- Born: John Cecil Dodsworth 17 September 1910 London, England
- Died: 11 September 1964 (aged 53) Los Angeles, California, USA
- Occupation: Actor
- Years active: 1934–1958
- Spouse: Donna Heydt (1961-1964) (his death)

= John Dodsworth (actor) =

English actor (1910–1964)

John Cecil Dodsworth (17 September 1910 – 11 September 1964) was an English actor.

==Biography and career==
Born John Cecil Dodsworth in London, England. Dodsworth started his film career as an extra in British films of the 1930s before taking on small parts in The Next of Kin (1942), They Were Sisters and The Rake's Progress (both 1945). He had much larger roles in his next two films, as the romantic lead in the Bud Flanagan and Chesney Allen comedy Here Comes the Sun (1946), and Who Killed Van Loon? (1948), an early film from Hammer Film Productions.

Like a lot of British actors of the period he moved to America in the 1950s, where he was usually cast as the archetypal English officer or aristocrat.

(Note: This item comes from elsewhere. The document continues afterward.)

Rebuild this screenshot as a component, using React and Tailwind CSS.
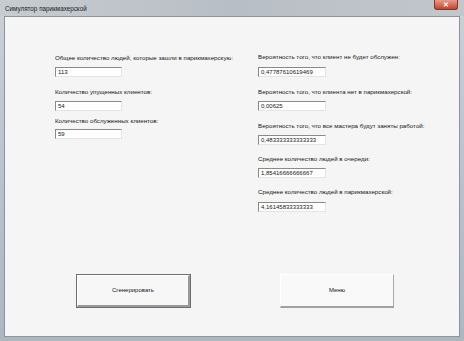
import React from 'react';

const Field = ({ label, value, top, gap, width }) => (
    <div className={top}>
        <div className="h-[8px] leading-[8px] whitespace-nowrap">{label}</div>
        <div
            className={`${gap} ${width} h-[10px] leading-[9px] bg-white border-t border-l border-t-[#8a8a8a] border-l-[#8a8a8a] border-b border-r border-b-[#e4e4e4] border-r-[#e4e4e4] pl-[2px] text-[6px] overflow-hidden whitespace-nowrap`}
        >
            {value}
        </div>
    </div>
);

const App = () => {
    return (
        <div
            className="w-[464px] h-[341px] flex flex-col bg-gradient-to-b from-[#c9d0d6] to-[#aeb6be] text-[#161616] text-[6.2px]"
            style={{ fontFamily: '"Liberation Sans", Arial, sans-serif' }}
        >
            {/* Title bar */}
            <div className="h-[16px] flex items-start justify-between bg-gradient-to-r from-[#c7ccd1] via-[#b8bec5] to-[#c2c7cc]">
                <span className="mt-[4px] ml-[5px] text-[6.3px] text-[#1a1a1a]">Симулятор парикмахерской</span>
                <div className="mr-[6px] w-[24px] h-[10px] rounded-b-[3px] bg-gradient-to-b from-[#e79a8a] to-[#c5412b] border border-[#8a3325] border-t-0 flex items-center justify-center text-white text-[7px] font-bold leading-none">
                    ✕
                </div>
            </div>

            {/* Client area */}
            <div className="mx-[4px] mb-[4px] flex-1 bg-[#f5f5f5] border border-[#8c949c] flex flex-col">
                <div className="flex pt-[37px]">
                    <div className="ml-[50px] w-[203px]">
                        <Field label="Общее количество людей, которые зашли в парикмахерскую:" value="113" gap="mt-[5px]" width="w-[67px]" />
                        <Field label="Количество упущенных клиентов:" value="54" top="mt-[11px]" gap="mt-[5px]" width="w-[67px]" />
                        <Field label="Количество обслуженных клиентов:" value="59" top="mt-[6px]" gap="mt-[4px]" width="w-[67px]" />
                    </div>
                    <div className="-mt-[1px]">
                        <Field label="Вероятность того, что клиент не будет обслужен:" value="0,47787610619469" gap="mt-[6px]" width="w-[68px]" />
                        <Field label="Вероятность того,  что клиента нет в парикмахерской:" value="0,00625" top="mt-[11px]" gap="mt-[5px]" width="w-[68px]" />
                        <Field label="Вероятность того, что все мастера будут заняты работой:" value="0,483333333333333" top="mt-[11px]" gap="mt-[5px]" width="w-[68px]" />
                        <Field label="Среднее количество людей в очереди:" value="1,85416666666667" top="mt-[10px]" gap="mt-[5px]" width="w-[68px]" />
                        <Field label="Среднее количество людей в парикмахерской:" value="4,16145833333333" top="mt-[10px]" gap="mt-[6px]" width="w-[68px]" />
                    </div>
                </div>

                <div className="flex mt-[62px] ml-[71px] gap-[89px] text-[6px]">
                    <button className="w-[115px] h-[34px] border border-[#6e6e6e] bg-[#f7f7f7] p-0">
                        <div className="w-full h-full border-t border-l border-white border-b-2 border-r-2 border-b-[#9a9a9a] border-r-[#9a9a9a] flex items-center justify-center">
                            Сгенерировать
                        </div>
                    </button>
                    <button className="w-[114px] h-[34px] bg-[#f9f9f9] border-t border-l border-t-white border-l-white border-b-2 border-r border-b-[#a0a0a0] border-r-[#a8a8a8] flex items-center justify-center">
                        Меню
                    </button>
                </div>
            </div>
        </div>
    );
};

export default App;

He made his Hollywood film debut in Up Front (1951), followed by supporting roles in prestige films including Singin' in the Rain (1952), The Snows of Kilimanjaro (1952) and Lust for Life (1956). Interspersed with these small parts were more substantial roles in modest scale productions, such as William Cameron Menzies' cult classic The Maze (1953) and the Bowery Boys comedies Loose in London (1953) and In the Money (1958). He also appeared in TV shows such as Jungle Jim, Alfred Hitchcock Presents, Maverick and 77 Sunset Strip.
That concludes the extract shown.